By Ezzedine Said
Agence France PresseJune 9, 2001
Arasat Street is the "embargo-free" zone of Baghdad, where wealthy punters are spoilt for choice among exclusive restaurants and fashion boutiques that belie 11 years of sanctions against Iraq.
This is where spanking new German and Japanese sedans outnumber the bangers that ply the streets of the rest of Iraq. At Al Mizan (The Scales), bow-tied waiters in red-and-white-striped waistcoats thread their way swiftly around the tables, as fountains and soft lights reflect in a pool outside. "Most of our regular clientele are well-off Iraqis or foreigners," said the manager, Abdel Jaber Al Bahraini.
The average meal price of just over five dollars is way out of reach for most Iraqis, in a country where the average salary in the public sector is less than $10 a month. "Even before the embargo, Iraq did not have restaurants of this standard," said Bahraini, looking back at the days before U.N. sanctions were slapped on oil-rich Iraq for its August 1990 invasion of Kuwait.

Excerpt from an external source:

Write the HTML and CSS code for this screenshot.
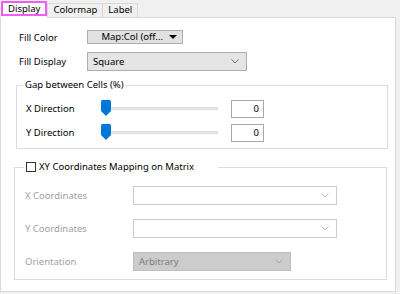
FILE: index.html
```html
<!DOCTYPE html>
<html lang="en">
<head>
  <meta charset="UTF-8">
  <title>Display</title>
  <link rel="stylesheet" href="styles.css">
</head>
<body>

  <div class="tabs">
    <div class="tab active"><span class="focus">Display</span></div>
    <div class="tab">Colormap</div>
    <div class="tab">Label</div>
  </div>

  <div class="panel">
    <div class="row fill-color">
      <span class="lbl">Fill Color</span>
      <div class="btn">Map:Col (off... <span class="tri"></span></div>
    </div>

    <div class="row fill-display">
      <span class="lbl">Fill Display</span>
      <div class="combo wide">
        <span>Square</span>
        <svg class="chev" width="8" height="5" viewBox="0 0 8 5"><path d="M0.5 0.5 L4 4 L7.5 0.5" fill="none" stroke="#6a6a6a" stroke-width="1"/></svg>
      </div>
    </div>

    <fieldset class="group gap">
      <legend>Gap between Cells (%)</legend>
      <div class="row slide">
        <span class="lbl">X Direction</span>
        <div class="slider">
          <div class="track"></div>
          <svg class="thumb" width="10" height="16" viewBox="0 0 10 16"><path d="M1.5 0 H8.5 Q10 0 10 1.5 V11 L5 16 L0 11 V1.5 Q0 0 1.5 0 Z" fill="#0078d7"/></svg>
        </div>
        <div class="num">0</div>
      </div>
      <div class="row slide">
        <span class="lbl">Y Direction</span>
        <div class="slider">
          <div class="track"></div>
          <svg class="thumb" width="10" height="16" viewBox="0 0 10 16"><path d="M1.5 0 H8.5 Q10 0 10 1.5 V11 L5 16 L0 11 V1.5 Q0 0 1.5 0 Z" fill="#0078d7"/></svg>
        </div>
        <div class="num">0</div>
      </div>
    </fieldset>

    <fieldset class="group xy">
      <legend><span class="check"></span>XY Coordinates Mapping on Matrix</legend>
      <div class="row off">
        <span class="lbl">X Coordinates</span>
        <div class="combo empty">
          <span></span>
          <svg class="chev" width="8" height="5" viewBox="0 0 8 5"><path d="M0.5 0.5 L4 4 L7.5 0.5" fill="none" stroke="#bdbdbd" stroke-width="1"/></svg>
        </div>
      </div>
      <div class="row off">
        <span class="lbl">Y Coordinates</span>
        <div class="combo empty">
          <span></span>
          <svg class="chev" width="8" height="5" viewBox="0 0 8 5"><path d="M0.5 0.5 L4 4 L7.5 0.5" fill="none" stroke="#bdbdbd" stroke-width="1"/></svg>
        </div>
      </div>
      <div class="row off">
        <span class="lbl">Orientation</span>
        <div class="combo grey">
          <span>Arbitrary</span>
          <svg class="chev" width="8" height="5" viewBox="0 0 8 5"><path d="M0.5 0.5 L4 4 L7.5 0.5" fill="none" stroke="#a8a8a8" stroke-width="1"/></svg>
        </div>
      </div>
    </fieldset>
  </div>

</body>
</html>
```

FILE: styles.css
```css
* { box-sizing: border-box; }
body {
  margin: 0;
  background: #f0f0f0;
  font-family: 'Noto Sans', 'Liberation Sans', sans-serif;
  font-size: 9.5px;
  color: #000;
  width: 400px;
  height: 294px;
  overflow: hidden;
}

/* tabs */
.tabs {
  display: flex;
  align-items: flex-end;
  height: 17px;
  padding-left: 1px;
}

.tab {
  height: 14px;
  line-height: 12px;
  padding: 0 5px;
  border: 1px solid #d9d9d9;
  border-bottom: none;
  margin-left: -1px;
  background: #f0f0f0;
}

.tab.active {
  height: 17px;
  padding: 0;
  margin: 0 1px -1px 0;
  background: #fff;
  border: none;
}

.tab .focus {
  display: block;
  height: 15px;
  line-height: 12px;
  padding: 0 5px;
  border: 2px solid #f25cf0;
}

/* panel */
.panel {
  width: 396px;
  height: 275px;
  background: #fff;
  border: 1px solid #dadada;
  padding-top: 12px;
}

.row {
  display: flex;
  align-items: center;
}

.fill-color { padding-left: 18px; height: 14px; }
.fill-display { padding-left: 18px; height: 19px; margin-top: 8px; }
.fill-color .lbl,
.fill-display .lbl { width: 68px; }

.btn {
  width: 96px;
  height: 14px;
  background: #e1e1e1;
  border: 1px solid #adadad;
  display: flex;
  align-items: center;
  justify-content: flex-end;
  padding-right: 5px;
  gap: 3px;
  line-height: 12px;
}

.tri {
  width: 0;
  height: 0;
  border-left: 4px solid transparent;
  border-right: 4px solid transparent;
  border-top: 4px solid #000;
  margin-left: 3px;
}

.combo {
  height: 19px;
  border: 1px solid #adadad;
  background: #e5e5e5;
  display: flex;
  align-items: center;
  justify-content: space-between;
  padding: 0 7px 0 5px;
}

.combo.wide { width: 160px; }
.combo.empty { width: 204px; background: #fff; border-color: #cccccc; }
.combo.grey { width: 158px; background: #cccccc; border-color: #bfbfbf; color: #7d7d7d; }

/* group boxes */
.group {
  margin: 0;
  border: 1px solid #dcdcdc;
  min-width: 0;
}

.group legend {
  padding: 0 2px;
  margin-left: -3px;
  line-height: 12px;
}

.gap {
  width: 372px;
  margin: 8px 0 0 15px;
  padding: 8px 0 6px 9px;
}

.slide { height: 19px; }
.slide + .slide { margin-top: 5px; }
.slide .lbl { width: 75px; }

.slider {
  position: relative;
  width: 117px;
  height: 19px;
  display: flex;
  align-items: center;
}

.track {
  width: 100%;
  height: 3px;
  background: #e7eaea;
  border: 1px solid #dcdcdc;
}

.thumb {
  position: absolute;
  left: 0;
  top: 1px;
}

.num {
  width: 33px;
  height: 18px;
  margin-left: 13px;
  border: 1px solid #a8a8a8;
  text-align: right;
  padding-right: 4px;
  line-height: 16px;
}

.xy {
  width: 373px;
  margin: 12px 0 0 13px;
  padding: 13px 0 8px 10px;
}

.xy legend {
  display: flex;
  align-items: center;
  margin-left: -1px;
  padding-right: 24px;
}

.check {
  width: 10px;
  height: 10px;
  border: 1px solid #333;
  background: #fff;
  margin-right: 3px;
}

.off { height: 19px; color: #a0a0a0; }
.off + .off { margin-top: 14px; }
.off .lbl { width: 108px; }
```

Rania, 26, was seated near the pool with three friends for a girls' night out. They were not shy to join male diners seeking company in exchange for a free drink or meal. "I often come here, most of the time for a snack or a cup of coffee," said Rania, who wore heavy makeup, tight black trousers and a blouse with a low neckline.
"I have relatives abroad who send me these clothes, and I only wear them to come to this part of town," said the graduate of Baghdad's school of fine arts. "We've put the embargo behind us. It has turned into a kind of routine."
Having long since adapted to life under sanctions, some diners carried long-range cordless phones that for Iraqis are substitutes for the mobiles that have yet to reach the country.
The upmarket strip started to take shape five years ago but it only really took off three years later, as the embargo began to unravel and a class of nouveau riche emerged from fortunes made in trading with Iraq's neighbors.
Britain and the United States are now trying to tighten a weapons ban on Iraq and controls on smuggling outside a U.N. program, while abolishing the embargo on civilian trade. Iraq has rejected the so-called system of "smart" sanctions that would put the squeeze on the leadership in Baghdad.
While a battle is being waged at the United Nations over the future of sanctions, Baghdadis flock to Arasat Street at night to catch a glimpse of the fancy restaurants or do some window-shopping. "I would need to use up five years worth of savings to bring my family to one of these restaurants," sighed a passing civil servant.
Seated in another restaurant, 43-year-old Khaled Attwan smoked a nargileh, or water pipe, and sipped tea as he retraced his life and recollected a quarter of a century spent in Europe.
"I like it so much in Baghdad, especially in this part of town, that I don't want to go back to France where I've left my wife and son," said Attwan, who returned to his homeland in April 2000.
The Syrian manager of the restaurant, Khaldoun Mjali, explained that "Iraqis want to enjoy themselves, and here in this street they can do that," while acknowledging it was out of reach for Iraq's impoverished middle class.
Outside, waiters shooed off a black-clad old beggar woman as shoeshine boys waited patiently for customers to emerge.